Par ailleurs, l’exploitation de ces ressources et les revenus qu’elles génèrent doivent servir à enclencher une diversification de son industrie et de ses exportations. Là encore les défis sont considérables notamment du fait de la petite taille et de la fragmentation des marchés internes des nombreux pays africains.
On peut applaudir l’envolée du commerce africain – multiplié par plus de 4 en 10 ans – mais sa participation aux échanges mondiaux de biens intermédiaires, un bon indicateur de la capacité d’un pays à capter les bénéfices du commerce international et de chaînes mondiales de valeur, dépasse à peine les 2 %. L’Afrique demeure largement un pourvoyeur de matières premières, destinées à être valorisées en Asie ou dans les pays de l’OCDE.
Enfin, la richesse économique naissante ne fait pas automatiquement le bien-être de la population.

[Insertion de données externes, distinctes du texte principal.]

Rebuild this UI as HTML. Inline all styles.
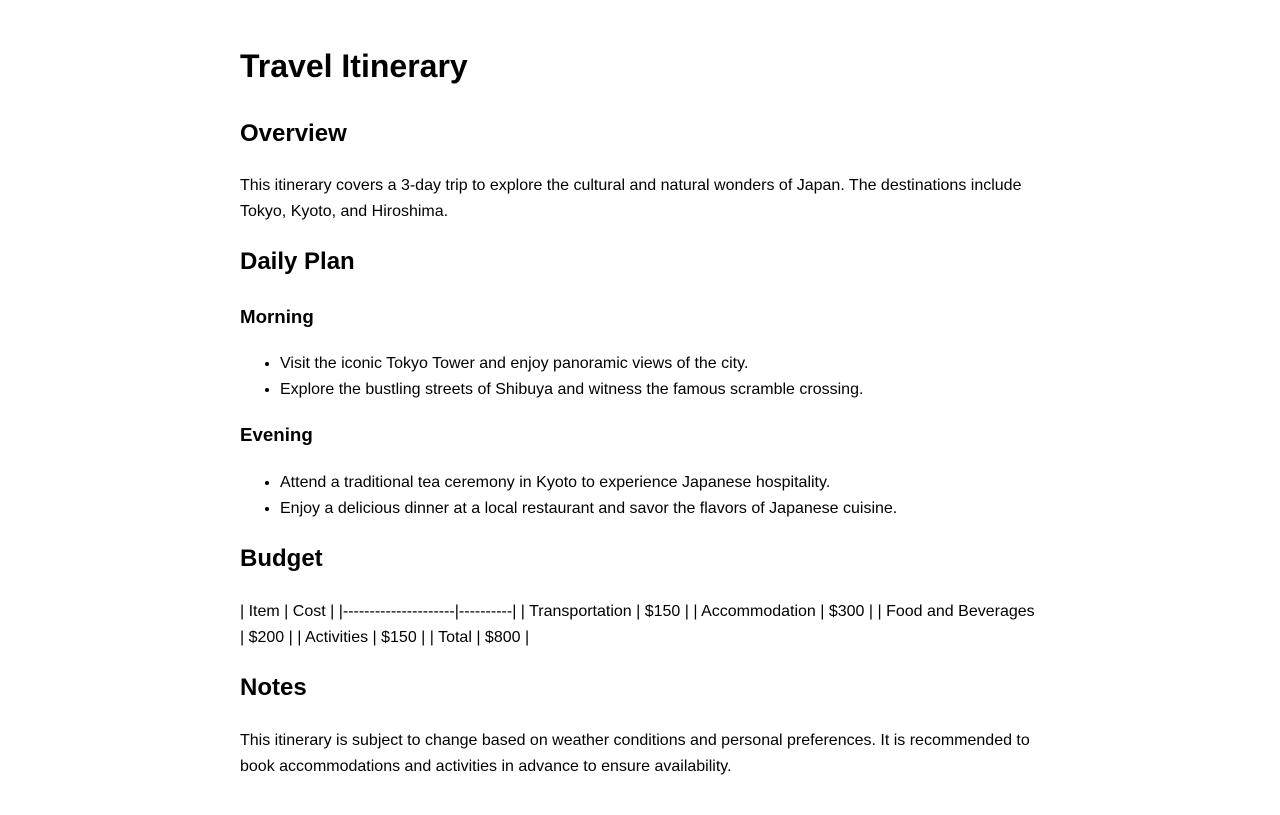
<!DOCTYPE html>
<html><head><meta charset="utf-8"><style>
html,body{margin:0;padding:0;background:#fff;}
body{font-family:"Liberation Sans",Arial,sans-serif;color:#000;font-size:16px;}
.c{position:absolute;left:240px;top:0;width:800px;}
h1,h2,h3,p,ul{margin:0;}
h1{font-size:32px;line-height:38.4px;margin-top:47px;}
h2{font-size:24px;line-height:28.8px;margin-top:24px;}
h3{font-size:18.72px;line-height:22.5px;margin-top:29px;}
p{line-height:25.6px;}
li{line-height:26px;}
p{margin-top:24px;}
ul{padding-left:40px;margin-top:22px;}
</style></head><body><div class="c">
<h1>Travel Itinerary</h1>
<h2 style="margin-top:35px">Overview</h2>
<p>This itinerary covers a 3-day trip to explore the cultural and natural wonders of Japan. The destinations include Tokyo, Kyoto, and Hiroshima.</p>
<h2>Daily Plan</h2>
<h3>Morning</h3>
<ul><li>Visit the iconic Tokyo Tower and enjoy panoramic views of the city.</li><li>Explore the bustling streets of Shibuya and witness the famous scramble crossing.</li></ul>
<h3 style="margin-top:21px">Evening</h3>
<ul style="margin-top:24px"><li>Attend a traditional tea ceremony in Kyoto to experience Japanese hospitality.</li><li>Enjoy a delicious dinner at a local restaurant and savor the flavors of Japanese cuisine.</li></ul>
<h2 style="margin-top:23px">Budget</h2>
<p style="margin-top:25px">| Item | Cost | |---------------------|----------| | Transportation | $150 | | Accommodation | $300 | | Food and Beverages | $200 | | Activities | $150 | | Total | $800 |</p>
<h2>Notes</h2>
<p style="margin-top:25.5px">This itinerary is subject to change based on weather conditions and personal preferences. It is recommended to book accommodations and activities in advance to ensure availability.</p>
</div></body></html>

La mise en place d’institutions stables et efficientes, à même de garantir la paix et la prospérité, est un processus de longue haleine. Ainsi l’offre de services publics – santé, éducation, sécurité, justice, etc.- ne suit pas les courbes de croissance, pas plus en Afrique qu’ailleurs. L’incapacité des pays touchés par la crise sanitaire d’Ebola à y faire face – dont la Sierra Leone qui selon de récentes prédictions devait connaître une croissance à deux chiffres en 2015 – en est une illustration. On aurait tort de n’y voir que l’effet de la mauvaise gouvernance et des détournements de fond. Ceux-là existent, mais même quand les efforts sont sincères, les progrès ne peuvent qu’être lents.
Les impôts collectés par les États africains, qui doivent financer ces services publics, proviennent dans de nombreux cas principalement des royalties versées par les entreprises multinationales des secteurs énergétiques, agricoles et miniers. Quant à la fiscalité des entreprises locales, elle étrangle trop souvent les PME, tandis que de trop nombreuses et importantes transactions « informelles » échappent à l’impôt. Ce n’est pas la base solide d’un contrat social entre État et citoyens.
La transformation économique doit enrichir les entreprises, les travailleurs et les consommateurs africains afin qu’ils deviennent, grâce à une taxation juste et des politiques publiques efficaces, les premiers pourvoyeurs de leur bien-être.
L’Europe ne peut se contenter d’espérer ces changements. Elle doit puiser dans ses ressources financières, humaines et technologiques pour adapter sa capacité de coopération à la nouvelle donne stratégique et géopolitique africaine. Plus que d’aide financière, c’est du partage d’expérience, de technologie et de savoirs qu’il est besoin. L’Europe quant à elle doit assumer sa solidarité avec le projet de transformation du continent: l’Afrique est bien trop proche de nous pour être considérée comme une affaire étrangère.